At the start of almost every event I attended, the host acknowledged that the Vancouver Writers Fest takes place on unceded Coast Salish territory. Thomas King said, "All art is political. Good writing is a blueprint for the imagination." Maracle joked: "I finally got old enough to justify being idle and then these kids started up Idle No More."
Entrance to Granville Island, under the bridge. |
View from the top of the Granville Bridge, including the mural on the cement plant, created by a pair of Brazilian artists. |
The final event on Sunday evening was fittingly inspirational and entertaining. Jane Smiley and Colm Toibin were interviewed by the incomparable Bill Richardson. Hal Wake warned them before they came onstage that it had a metal mesh floor: "I hope no one is wearing high heels." Richardson, waving his hand through the curtain from offstage: "I am!"
Talking about the dark places stories can come from, Smiley said, "If you turn something into a story, any experience is worth it." When he was a small boy, Toibin liked a particular visitor because she brought sweets, but even more because "she never had anything good to say about anyone." He quickly learned that what mattered was the thing that people couldn't bring themselves to talk about. "It is our job, while alive, to notice as much as possible."

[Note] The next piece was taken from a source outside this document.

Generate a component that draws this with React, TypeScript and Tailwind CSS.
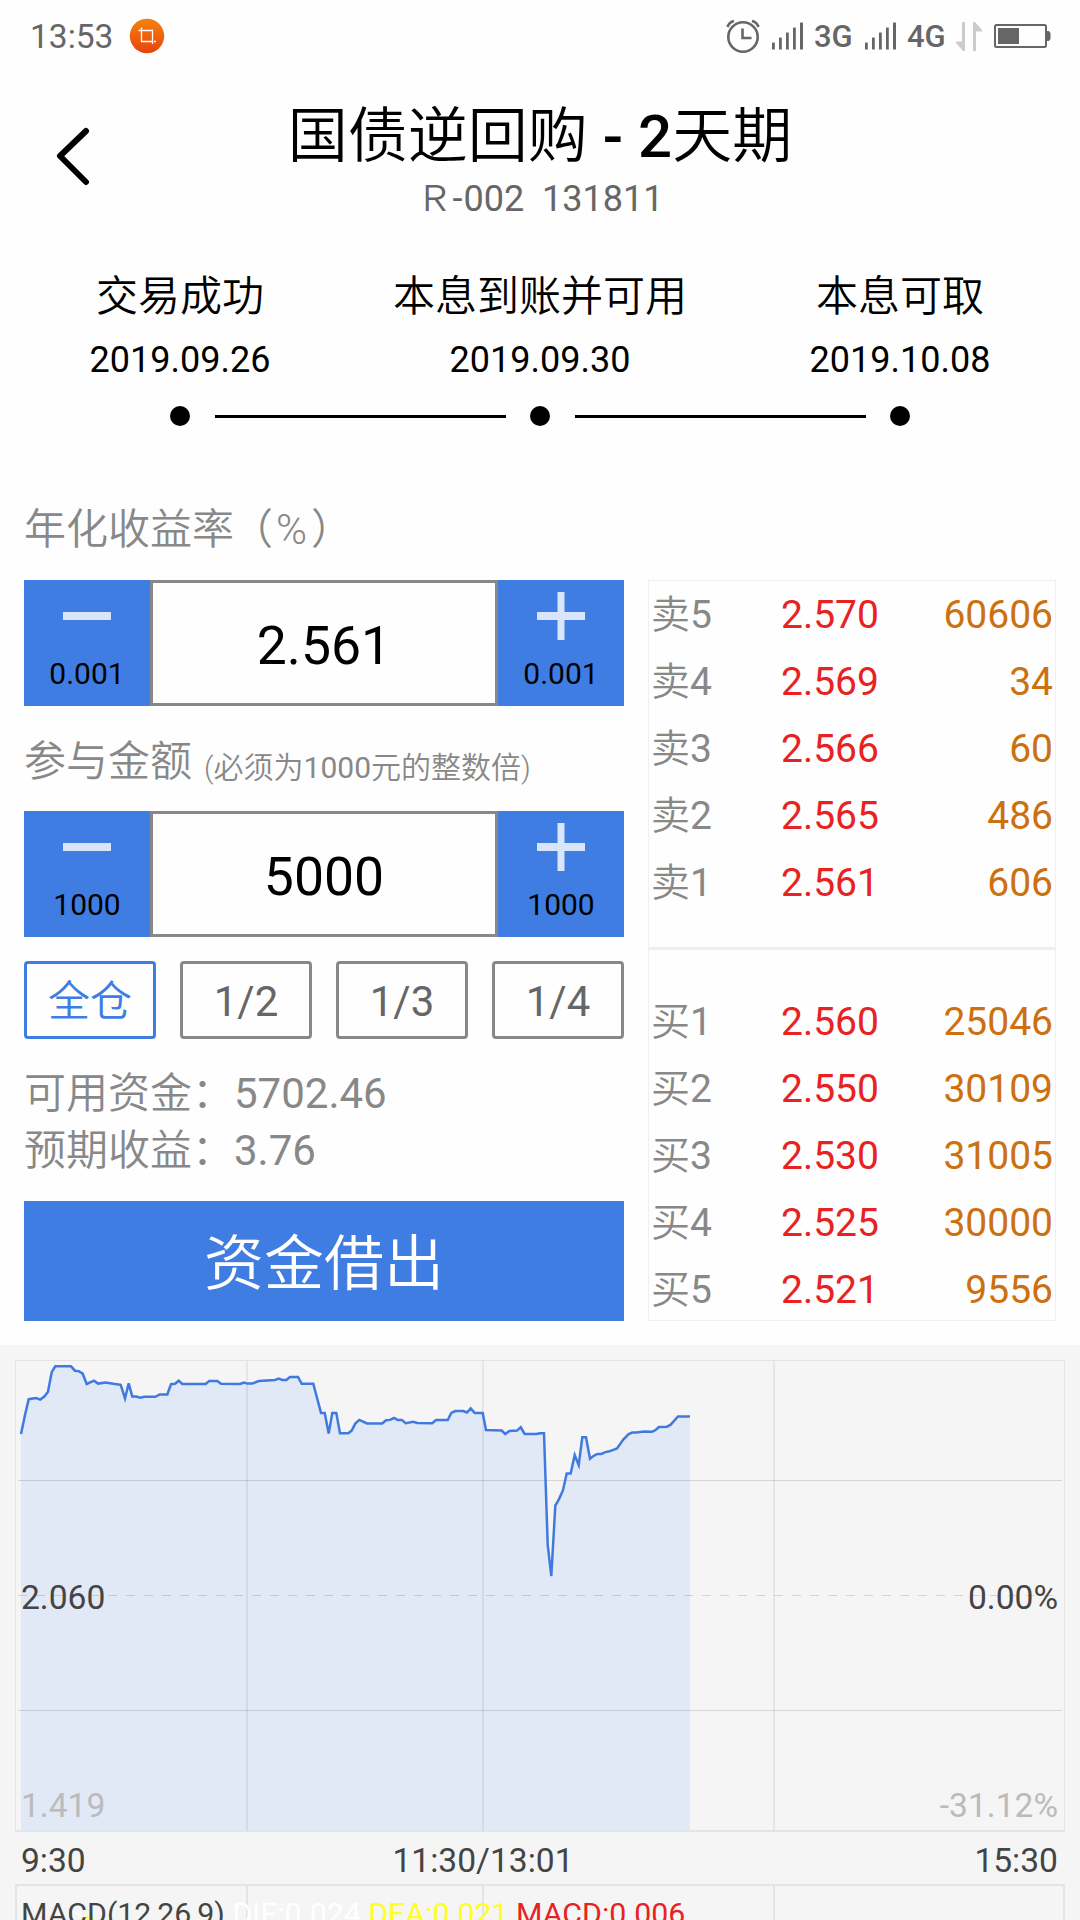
import type { ReactNode } from 'react';

interface Quote {
  label: string;
  price: string;
  volume: string;
}

const sells: Quote[] = [
  { label: '卖5', price: '2.570', volume: '60606' },
  { label: '卖4', price: '2.569', volume: '34' },
  { label: '卖3', price: '2.566', volume: '60' },
  { label: '卖2', price: '2.565', volume: '486' },
  { label: '卖1', price: '2.561', volume: '606' },
];

const buys: Quote[] = [
  { label: '买1', price: '2.560', volume: '25046' },
  { label: '买2', price: '2.550', volume: '30109' },
  { label: '买3', price: '2.530', volume: '31005' },
  { label: '买4', price: '2.525', volume: '30000' },
  { label: '买5', price: '2.521', volume: '9556' },
];

const steps = [
  { title: '交易成功', date: '2019.09.26' },
  { title: '本息到账并可用', date: '2019.09.30' },
  { title: '本息可取', date: '2019.10.08' },
];

// Intraday price line, x/y in chart pixels
const line =
  '21,89 25,70.1 28.7,54.2 36,53.1 40.3,54.6 44.3,51.6 48,46.8 51.7,27.2 55.3,21.3 71,21.3 75,25.7 78.7,26.1 82.7,28.7 86.7,39 94,35.7 98,38.6 105.7,37.5 113.3,38.8 120.7,39.8 125,53.4 128.7,38.3 132.3,51.6 136.3,51.6 140.3,52.7 144.3,51.8 155.3,51.8 159.7,49.4 167.3,49.4 171,39.2 175,38.8 178.7,35.7 182.3,39 205.7,39 209.3,35.9 217.3,35.9 221,38.8 240,39 244,37.5 247.3,38.6 252.3,38.6 258.7,36.1 275,34.9 278.7,33.5 282.3,34.9 286.3,34.9 290,32 298,32 301.7,38.8 313.3,38.8 321,67.9 324.7,67.9 328.7,88.6 332.3,67.9 336.3,67.9 340,88.2 348.3,88.2 351.7,85.6 355.3,78.6 359.3,74.9 367,78.4 382.3,78.4 386,75.3 390,74.9 394,73 397.7,74.9 401.7,74.9 405.7,78.2 413.3,76.7 417.3,77.9 432.3,78.2 436,75.1 447.7,75.1 451.3,67.9 455.3,66 463.3,66 467,67.5 470.7,63.4 474.7,67.9 482.7,67.9 486,85.1 501.7,85.6 505.3,89 509.3,86 517,85.6 520.7,82.3 524.7,89 536.3,89 540,88.2 544,88.2 547.7,199.6 551.3,231 555.3,160.7 559,154.1 563,145.2 566.7,128.5 570.7,128.5 574.7,110 578.7,120 582.3,92.3 586,92.3 590,113.7 593.7,110.8 597.3,108.9 601.3,108.9 605.3,107.1 609.3,106.3 617,103.4 623.3,94.5 628.7,89 632.3,87.5 636.3,87.5 644,86.4 652,86.7 655.3,85.3 659,82.1 667,81.7 670.7,79.7 678,71.4 690,71.4';

function Signal() {
  return (
    <svg className="w-8 h-7" viewBox="0 0 32 28" fill="#666">
      <rect x="0" y="20.500" width="2.800" height="7" rx=".5" />
      <rect x="7" y="15.500" width="2.800" height="12" rx=".5" />
      <rect x="14" y="10.500" width="2.800" height="17" rx=".5" />
      <rect x="21" y="5.500" width="2.800" height="22" rx=".5" />
      <rect x="28" y="0.500" width="3" height="27" rx=".5" />
    </svg>
  );
}

function StatusBar() {
  return (
    <div className="h-[72px] pl-[30px] pr-[29px] flex items-center text-[#666]">
      <span className="pt-0.5 text-[33.5px] leading-none">13:53</span>
      <svg className="ml-4 w-9 h-9" viewBox="0 0 36 36" fill="none">
        <defs>
          <linearGradient id="badge" x1="0" y1="0" x2="0" y2="1">
            <stop offset="0" stopColor="#f4830c" />
            <stop offset="1" stopColor="#e64310" />
          </linearGradient>
        </defs>
        <circle cx="18" cy="18" r="17.2" fill="url(#badge)" />
        <path d="M9.500 12.500h14v11M12.500 9.500v14h11M23.500 23.500v2.500M25 23.500h2" stroke="#fff" strokeWidth="1.300" />
      </svg>
      <div className="ml-auto flex items-center">
        <svg className="w-[34px] h-[34px]" viewBox="0 0 34 34" fill="none" stroke="#666" strokeWidth="2.600">
          <circle cx="17" cy="18" r="14.700" />
          <path d="M16.500 9.500v9.500h9" />
          <path d="M1.500 8C2.500 5 5 2.600 8 2M26 2c3 .6 5.500 3 6.500 6" />
        </svg>
        <span className="ml-3"><Signal /></span>
        <span className="ml-2.5 w-[41px] text-[31px] leading-none font-medium">3G</span>
        <span className="ml-2.5"><Signal /></span>
        <span className="ml-2.5 w-[39px] text-[31px] leading-none font-medium">4G</span>
        <svg className="ml-2.5 w-[26px] h-[29px]" viewBox="0 0 26 29" fill="#ccc">
          <path d="M6 0h3v29H7L0 21v-1.500h6zM17 29h3V9.500h6V8L19 0h-2z" />
        </svg>
        <svg className="ml-3 w-[57px] h-6" viewBox="0 0 57 24">
          <rect x="1" y="1" width="51" height="22" rx="1.500" fill="none" stroke="#666" strokeWidth="2" />
          <rect x="4" y="4" width="21" height="16" fill="#666" />
          <path d="M53 7h2l1.500 2v6L55 17h-2z" fill="#666" />
        </svg>
      </div>
    </div>
  );
}

function StepButton({ plus, step }: { plus?: boolean; step: string }) {
  return (
    <button className="w-[126px] h-[126px] bg-[#407de3] flex flex-col items-center">
      <svg className="mt-3 w-12 h-12" viewBox="0 0 48 48" fill="#d9e5f9">
        <rect x="0" y="20" width="48" height="8" />
        {plus && <rect x="20.500" y="0" width="7" height="48" />}
      </svg>
      <span className="mt-[19px] text-[30px] leading-[30px]">{step}</span>
    </button>
  );
}

function Stepper({ value, step }: { value: string; step: string }) {
  return (
    <div className="flex">
      <StepButton step={step} />
      <div className="w-[348px] h-[126px] pt-1.5 border-[3px] border-[#888] flex items-center justify-center text-[53.500px] leading-none">
        {value}
      </div>
      <StepButton step={step} plus />
    </div>
  );
}

function QuoteRow({ label, price, volume }: Quote) {
  return (
    <div className="h-[67px] shrink-0 pt-[2px] pl-[2px] pr-[2px] flex items-center text-[39px] leading-none">
      <span className="w-[130px] text-[#888]"><span className="font-[350]">{label[0]}</span>{label[1]}</span>
      <span className="text-[#e82222]">{price}</span>
      <span className="ml-auto text-[#cc7010]">{volume}</span>
    </div>
  );
}

function Label({ children }: { children: ReactNode }) {
  return <div className="h-[60px] text-[42px] leading-[60px] text-[#888] font-[350] whitespace-pre">{children}</div>;
}

function Chart() {
  return (
    <div className="h-[575px] bg-[#f5f5f5] overflow-hidden text-[#444]">
      <svg className="block w-[1080px] h-[488px]" viewBox="0 0 1080 488" fontSize="33.6">
        <rect x="15.500" y="15.500" width="1049" height="470.500" fill="none" stroke="#e4e4e4" />
        <path d="M15 486h1050" stroke="#e4e4e4" strokeWidth="2" />
        <path d={`M21,486 L${line} L690,486Z`} fill="#e1e8f6" />
        <path d="M247 16v470M483 16v470M774 16v470" stroke="#000" strokeOpacity=".06" strokeWidth="2" />
        <path d="M18 135.500h1044M18 365.500h1044" stroke="#000" strokeOpacity=".13" />
        <path d="M18 250.500h1044" stroke="#000" strokeOpacity=".13" strokeDasharray="9 9" />
        <polyline points={line} fill="none" stroke="#407ae0" strokeWidth="2.500" />
        <text x="21" y="264" fill="#444">2.060</text>
        <text x="21" y="472" fill="#bbb">1.419</text>
        <text x="1058" y="264" textAnchor="end" fill="#444">0.00%</text>
        <text x="1058" y="472" textAnchor="end" fill="#bbb">-31.12%</text>
      </svg>
      <div className="h-[51px] pt-1 pl-[21px] pr-[22px] grid grid-cols-[200px_524px_1fr] items-center text-[33.600px] leading-none">
        <span>9:30</span>
        <span className="text-center">11:30/13:01</span>
        <span className="text-right">15:30</span>
      </div>
      <div className="relative ml-[15px] w-[1050px] h-[60px] border-2 border-[#e4e4e4]">
        <svg className="absolute left-0 top-0 w-[1046px] h-9" viewBox="0 0 1046 36" fill="none">
          <path d="M230 0v36M466 0v36M757 0v36" stroke="#e4e4e4" strokeWidth="2" />
          <path d="M56 25l12 7" stroke="#fff" strokeWidth="2" />
          <path d="M67 32q5-2 9 1" stroke="#ff2" strokeWidth="2" />
        </svg>
        <div className="relative pl-1 pt-[10px] flex gap-[7.500px] text-[30.300px] leading-[36px] whitespace-nowrap">
          <span>MACD(12,26,9)</span>
          <span className="text-white">DIF:0.024</span>
          <span className="text-[#ff2]">DEA:0.021</span>
          <span className="text-[#e82222]">MACD:0.006</span>
        </div>
      </div>
    </div>
  );
}

export default function App() {
  return (
    <div className="w-[1080px] h-[1920px] overflow-hidden bg-[#fefefe] text-black font-['Roboto','Noto_Sans_CJK_SC',sans-serif]">
      <StatusBar />

      {/* Header */}
      <header className="h-[178px] px-[54px] flex">
        <svg className="mt-[54px] w-9 h-[60px]" viewBox="0 0 36 60" fill="none" stroke="#000" strokeWidth="6" strokeLinecap="round" strokeLinejoin="round">
          <path d="M32 5L6 30l26 26" />
        </svg>
        <div className="flex-1 mr-9 pt-[25px] text-center">
          <h1 className="h-[78px] text-[60px] leading-[80px] font-[350] whitespace-pre">
            国债逆回购<span className="font-medium"> - 2</span>天期
          </h1>
          <p className="text-[36px] leading-[48px] text-[#666] whitespace-pre">
            <span className="font-[350]">Ｒ</span><span className="tracking-[1px]">-</span>002  131811
          </p>
        </div>
      </header>

      {/* Settlement timeline */}
      <div className="h-[186px] grid grid-cols-3 -mt-px">
        {steps.map(({ title, date }, i) => (
          <div key={date} className="relative flex flex-col items-center">
            <p className="mt-[18px] h-[60px] text-[42px] leading-[60px] font-[350] whitespace-nowrap">{title}</p>
            <p className="mt-2 h-[50px] text-[36px] leading-[50px]">{date}</p>
            <div className="mt-[21px] w-5 h-5 rounded-full bg-black" />
            {i < 2 && <div className="absolute left-[215px] top-[166px] w-[291px] h-[3px] bg-black" />}
          </div>
        ))}
      </div>

      <div className="pt-[65px] px-6 flex justify-between h-[910px]">
        {/* Order form */}
        <section className="w-[600px]">
          <Label>
            年化收益率<span className="-ml-[3px] mr-[3px]">（</span>
            <span>%</span>
            <span className="ml-1">）</span>
          </Label>
          <div className="h-5" />
          <Stepper value="2.561" step="0.001" />
          <div className="h-[26px]" />
          <Label>
            参与金额
            <span className="inline-block ml-3 pt-0.5 align-[-2px] text-[30px] leading-none">
              (必须为<span className="font-normal">1000</span>元的整数倍)
            </span>
          </Label>
          <div className="h-[19px]" />
          <Stepper value="5000" step="1000" />
          <div className="mt-6 grid grid-cols-4 gap-6 text-[42px] text-[#666]">
            <button className="h-[78px] pt-1 border-[3px] border-[#407de3] rounded text-[#407de3] leading-none font-[350]">全仓</button>
            {['1/2', '1/3', '1/4'].map(f => (
              <button key={f} className="h-[78px] pt-1 border-[3px] border-[#888] rounded leading-none">{f}</button>
            ))}
          </div>
          <div className="mt-[26px] text-[42px] leading-[57px] text-[#888]">
            <p><span className="font-[350]">可用资金：</span>5702.46</p>
            <p><span className="font-[350]">预期收益：</span>3.76</p>
          </div>
          <button className="mt-[22px] w-full h-[120px] pt-2 bg-[#407de3] text-white text-[60px] leading-none font-[350]">资金借出</button>
        </section>

        {/* Order book */}
        <section className="mt-20 w-[408px] h-[741px] border border-[#f0f0f0] flex flex-col">
          {sells.map(q => <QuoteRow key={q.label} {...q} />)}
          <div className="mt-[31px] mb-[38px] h-[3px] shrink-0 bg-[#eee]" />
          {buys.map(q => <QuoteRow key={q.label} {...q} />)}
        </section>
      </div>

      <Chart />
    </div>
  );
}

Both Smiley and Toibin derive artistic nourishment from visual art and music. They closed the evening with an a cappella rendition of Whisky in the Jar. Big hit! I enjoyed hearing Toibin so much that I plan to attend his speaking engagement in Edmonton later this month. [Of his many acclaimed books, I've reviewed Brooklyn and The Testament of Mary.]
I'm always sad when the festival ends and it's time to return home. But on the plus side, I have a wonderful stack of new books to read!